▶ **Task directions**:
Transcribe every line exactly and omit anything that is a picture.

### Records to use ###

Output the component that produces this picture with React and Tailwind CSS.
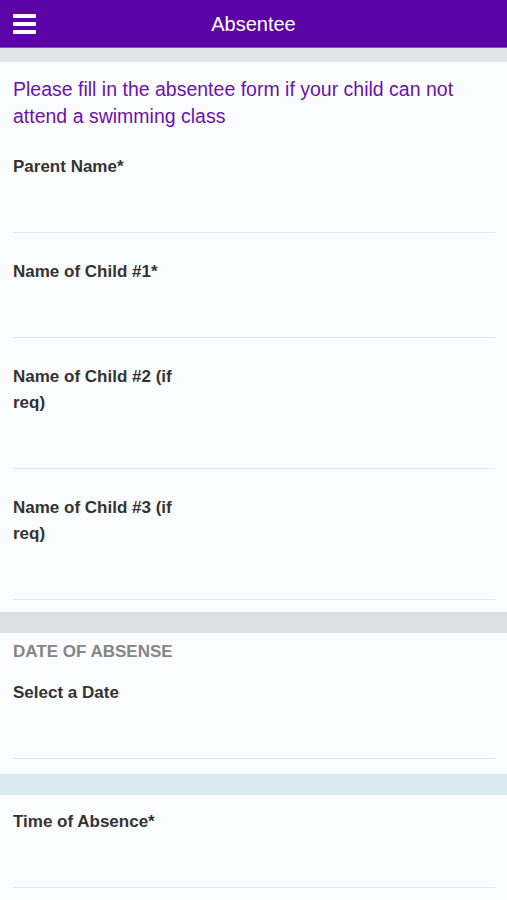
import { useState } from 'react'

const font = { fontFamily: '"Liberation Sans", Arial, sans-serif' }

function Field({ label, wrap, top = 'pt-[26px]' }) {
  const [value, setValue] = useState('')
  return (
    <div className={top}>
      <label className={`block text-[17px] leading-[26px] font-bold text-[#333] ${wrap ? 'w-[180px]' : ''}`}>{label}</label>
      <input
        value={value}
        onChange={(e) => setValue(e.target.value)}
        className="block w-full h-[53px] bg-transparent border-b border-[#e3e4e6] outline-none text-[16px]"
      />
    </div>
  )
}

export default function App() {
  return (
    <div className="min-h-[900px] bg-[#e2e5e6]" style={font}>
      {/* Header */}
      <div className="h-[48px] bg-[#5a04a8] border-b border-[#8a4fd0] flex items-center relative">
        <button className="absolute left-[13px] top-[14px] flex flex-col gap-[4px]">
          <span className="block w-[23px] h-[4px] bg-white rounded-[1px]" />
          <span className="block w-[23px] h-[4px] bg-white rounded-[1px]" />
          <span className="block w-[23px] h-[4px] bg-white rounded-[1px]" />
        </button>
        <h1 className="flex-1 text-center text-white text-[20px]">Absentee</h1>
      </div>

      <div className="h-[14px] bg-[#e1e4e5]" />

      {/* Student info card */}
      <div className="bg-[#fbfcfd] pl-[13px] pr-[12px] pt-[14px] pb-[12px]">
        <p className="text-[19.5px] leading-[27px] text-[#6a12b0]">
          Please fill in the absentee form if your child can not attend a swimming class
        </p>
        <Field label="Parent Name*" top="pt-[24px]" />
        <Field label="Name of Child #1*" />
        <Field label="Name of Child #2 (if req)" wrap />
        <Field label="Name of Child #3 (if req)" wrap />
      </div>

      <div className="h-[21px] bg-[#dcdfe1]" />

      {/* Date card */}
      <div className="bg-[#fbfcfd] pl-[13px] pr-[12px] pt-[6px] pb-[15px]">
        <h2 className="text-[17px] leading-[26px] font-bold text-[#858585]">DATE OF ABSENSE</h2>
        <Field label="Select a Date" top="pt-[15px]" />
      </div>

      <div className="h-[21px] bg-[#d9e9ee]" />

      {/* Time card */}
      <div className="bg-[#fbfcfd] pl-[13px] pr-[12px] pt-[14px] pb-[14px]">
        <Field label="Time of Absence*" top="pt-0" />
      </div>
    </div>
  )
}
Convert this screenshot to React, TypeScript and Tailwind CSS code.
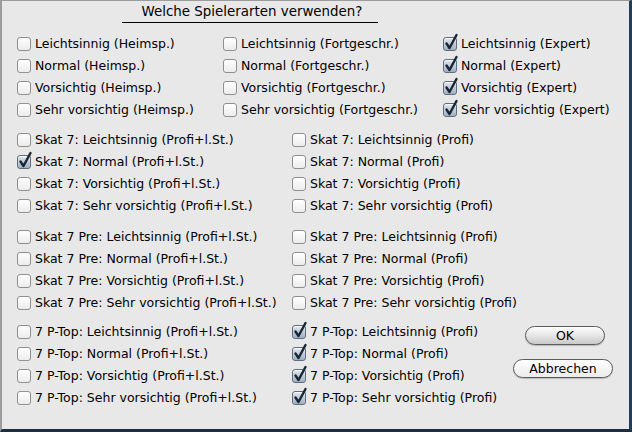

###

▶ **Response**:
Output the component that produces this picture with React and Tailwind CSS.
import { useState } from 'react'

const font = { fontFamily: '"Liberation Sans", Arial, sans-serif' }

function Field({ label, wrap, top = 'pt-[26px]' }) {
  const [value, setValue] = useState('')
  return (
    <div className={top}>
      <label className={`block text-[17px] leading-[26px] font-bold text-[#333] ${wrap ? 'w-[180px]' : ''}`}>{label}</label>
      <input
        value={value}
        onChange={(e) => setValue(e.target.value)}
        className="block w-full h-[53px] bg-transparent border-b border-[#e3e4e6] outline-none text-[16px]"
      />
    </div>
  )
}

export default function App() {
  return (
    <div className="min-h-[900px] bg-[#e2e5e6]" style={font}>
      {/* Header */}
      <div className="h-[48px] bg-[#5a04a8] border-b border-[#8a4fd0] flex items-center relative">
        <button className="absolute left-[13px] top-[14px] flex flex-col gap-[4px]">
          <span className="block w-[23px] h-[4px] bg-white rounded-[1px]" />
          <span className="block w-[23px] h-[4px] bg-white rounded-[1px]" />
          <span className="block w-[23px] h-[4px] bg-white rounded-[1px]" />
        </button>
        <h1 className="flex-1 text-center text-white text-[20px]">Absentee</h1>
      </div>

      <div className="h-[14px] bg-[#e1e4e5]" />

      {/* Student info card */}
      <div className="bg-[#fbfcfd] pl-[13px] pr-[12px] pt-[14px] pb-[12px]">
        <p className="text-[19.5px] leading-[27px] text-[#6a12b0]">
          Please fill in the absentee form if your child can not attend a swimming class
        </p>
        <Field label="Parent Name*" top="pt-[24px]" />
        <Field label="Name of Child #1*" />
        <Field label="Name of Child #2 (if req)" wrap />
        <Field label="Name of Child #3 (if req)" wrap />
      </div>

      <div className="h-[21px] bg-[#dcdfe1]" />

      {/* Date card */}
      <div className="bg-[#fbfcfd] pl-[13px] pr-[12px] pt-[6px] pb-[15px]">
        <h2 className="text-[17px] leading-[26px] font-bold text-[#858585]">DATE OF ABSENSE</h2>
        <Field label="Select a Date" top="pt-[15px]" />
      </div>

      <div className="h-[21px] bg-[#d9e9ee]" />

      {/* Time card */}
      <div className="bg-[#fbfcfd] pl-[13px] pr-[12px] pt-[14px] pb-[14px]">
        <Field label="Time of Absence*" top="pt-0" />
      </div>
    </div>
  )
}
Convert this screenshot to React, TypeScript and Tailwind CSS code.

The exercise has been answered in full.